Location: Foreign Animal Disease Research2012 Annual Report
1a. Objectives (from AD-416):
The objective of this project is to improve recently developed novel strategies to control Foot-and-Mouth Disease (FMD). By mutating the leader protein (Lpro) coding region of the FMD virus, we were able to grow viruses which are less virulent than wild type viruses. This project will explore the incorporation of additional mutants in the Lpro region to decrease the probability of reversion to virulence and induce protective immune responses.

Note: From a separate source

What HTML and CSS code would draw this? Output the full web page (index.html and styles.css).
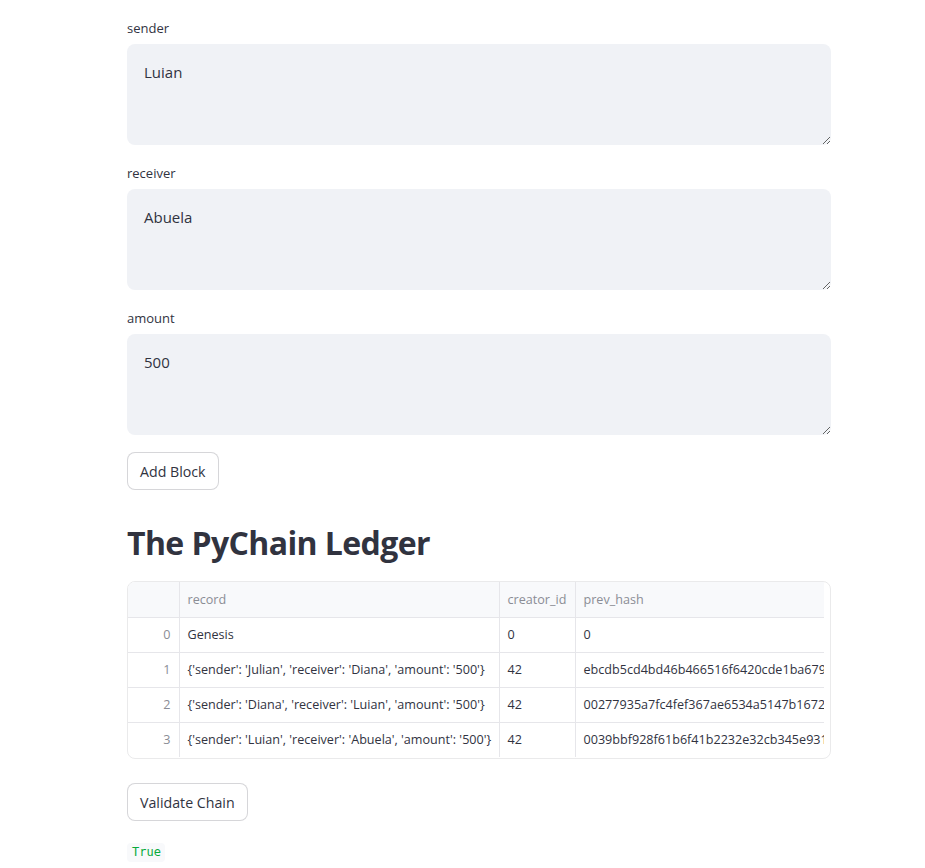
FILE: index.html
```html
<!DOCTYPE html>
<html>
<head>
<meta charset="utf-8">
<link rel="stylesheet" href="styles.css">
</head>
<body>
<main class="main">
  <div class="field">
    <label class="label">sender</label>
    <textarea class="area">Luian</textarea>
  </div>
  <div class="field">
    <label class="label">receiver</label>
    <textarea class="area">Abuela</textarea>
  </div>
  <div class="field">
    <label class="label">amount</label>
    <textarea class="area">500</textarea>
  </div>
  <div class="btnrow"><button class="btn">Add Block</button></div>
  <h2 class="title">The PyChain Ledger</h2>
  <div class="grid">
    <div class="clip">
      <table class="tbl">
        <colgroup>
          <col class="c-idx"><col class="c-rec"><col class="c-cr"><col class="c-hash">
        </colgroup>
        <thead>
          <tr><th class="idx"></th><th>record</th><th>creator_id</th><th>prev_hash</th></tr>
        </thead>
        <tbody>
          <tr><td class="idx">0</td><td>Genesis</td><td>0</td><td>0</td></tr>
          <tr><td class="idx">1</td><td>{'sender': 'Julian', 'receiver': 'Diana', 'amount': '500'}</td><td>42</td><td>ebcdb5cd4bd46b466516f6420cde1ba6791</td></tr>
          <tr><td class="idx">2</td><td>{'sender': 'Diana', 'receiver': 'Luian', 'amount': '500'}</td><td>42</td><td>00277935a7fc4fef367ae6534a5147b1672b</td></tr>
          <tr><td class="idx">3</td><td>{'sender': 'Luian', 'receiver': 'Abuela', 'amount': '500'}</td><td>42</td><td>0039bbf928f61b6f41b2232e32cb345e9312</td></tr>
        </tbody>
      </table>
    </div>
  </div>
  <div class="btnrow2"><button class="btn">Validate Chain</button></div>
  <div class="out"><code class="code">True</code></div>
</main>
</body>
</html>
```
FILE: styles.css
```css
html, body { margin: 0; padding: 0; background: #fff; }
body {
  font-family: "Source Sans Pro", "Open Sans", "Noto Sans", sans-serif;
  color: #31333f;
}
.main {
  width: 704px;
  padding: 17px 0 0 127px;
}
.field { display: flex; flex-direction: column; margin-bottom: 17px; }
.label {
  font-size: 13px;
  line-height: 22px;
  height: 22px;
  margin-bottom: 5px;
  color: #31333f;
}
.area {
  box-sizing: border-box;
  width: 704px;
  height: 101px;
  border: none;
  border-radius: 8px;
  background: #f0f2f6;
  padding: 16px 16px 16px 17px;
  font-family: inherit;
  font-size: 15px;
  line-height: 25.6px;
  color: #31333f;
  resize: vertical;
  outline: none;
  margin: 0;
}
.btnrow { height: 38px; }
.btn {
  box-sizing: border-box;
  height: 38px;
  padding: 0 12px;
  border: 1px solid rgba(49,51,63,0.2);
  border-radius: 8px;
  background: #fff;
  font-family: inherit;
  font-size: 14.2px;
  color: #31333f;
  margin: 0;
}
.title {
  margin: 0;
  padding: 32px 0 17px;
  font-size: 32px;
  line-height: 42px;
  font-weight: 700;
  color: #31333f;
  letter-spacing: -0.6px;
}
.grid {
  box-sizing: border-box;
  width: 704px;
  height: 178px;
  border: 1px solid rgba(49,51,63,0.1);
  border-radius: 8px;
  overflow: hidden;
}
.clip { width: 696px; overflow: hidden; }
.tbl {
  border-collapse: collapse;
  table-layout: fixed;
  width: 900px;
  font-size: 12.6px;
}
.c-idx { width: 51px; }
.c-rec { width: 320px; }
.c-cr { width: 76px; }
.c-hash { width: 453px; }
.tbl th, .tbl td {
  box-sizing: border-box;
  height: 35px;
  padding: 0 8px;
  text-align: left;
  white-space: nowrap;
  overflow: hidden;
  text-overflow: clip;
  border-right: 1px solid #e6e6ea;
  border-bottom: 1px solid #e6e6ea;
  color: #31333f;
  font-weight: 400;
}
.tbl thead th {
  background: #f8f9fb;
  color: #8b8d95;
}
.tbl tbody tr:last-child td { border-bottom: none; }
.tbl td.idx { text-align: right; color: #8b8d95; }
.btnrow2 { padding-top: 24px; height: 38px; }
.out { padding-top: 18px; }
.code {
  display: inline-block;
  font-family: "DejaVu Sans Mono", "Liberation Mono", monospace;
  font-size: 12px;
  line-height: 19px;
  padding: 0 4px 0 5px;
  background: #f8f9fb;
  color: #09ab3b;
  border-radius: 4px;
}
```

1b. Approach (from AD-416):
1. Test the virulence in swine of FHA mutant FMDV. In vivo studies will be conducted in swine to test the virulence of an available mutant FMDV strain containing mutations in a conserved domain (FHA) of the virus leader coding region. 2. Construction and in vitro characterization of FMDV strains with mutations in the CTE domain and/or the SAP and/or FHA domains. Several mutant FMDV strains will be constructed by using the infectious clone and targeting conserved residues contained in the CTE region of the leader coding region with the goal of obtaining new stable attenuated phenotypes that have a low probability of reversion to virulent wild type phenotype. 3. Test the virulence in swine of FMDV strains containing multiple mutations in the leader coding region (SAP and/or FHA and/or CTE mutations). In vivo studies will be conducted in swine with newly constructed FMDV containing multiple attenuating mutations in the leader coding region. 4. Test the efficacy of vaccination with attenuated FMDV SAP mutant of serotype A against infection with wild type FMDV of different subtypes and serotypes. Heterologus subypes/serotype specific cross-protection will be assayed by vaccination of swine with FMDV SAP mutant of serotype A followed by challenging with wild type FMDV of serotype A24 or O and/or Asia. The role of induction of protective innate immunity such as the interferon response will be evaluated.
3. Progress Report:
Foot-and-Mouth Disease (FMD) is a highly contagious viral disease that affects cloven-hoofed ruminants. Outbreaks of FMD can have a serious economic impact given the trade restrictions imposed to affected countries by the World Organization of Animal Health (OIE) . This research project seeks to develop novel FMD vaccines, by introducing mutations in one of the FMDV non structural proteins, L pro. Previous studies have shown that mutations in this viral coding region are tolerated and attenuated viruses could be used as vaccines conferring early and presumably long term protection against disease. The objective of this project is to improve this strategy by introducing other mutations in the Lpro region to decrease the probability of reversion to virulence, to increase the stability of the attenuated phenotype and to induce enhanced protective immune responses. The major accomplishment of this research project, which was initiated in May, 2012 was obtaining post doctoral support for this work as well as characterizing in vitro new Lpro mutants. No new technologies have been produced or transferred to date from this ongoing work. No peer-reviewed publications have been produced to date from this ongoing work.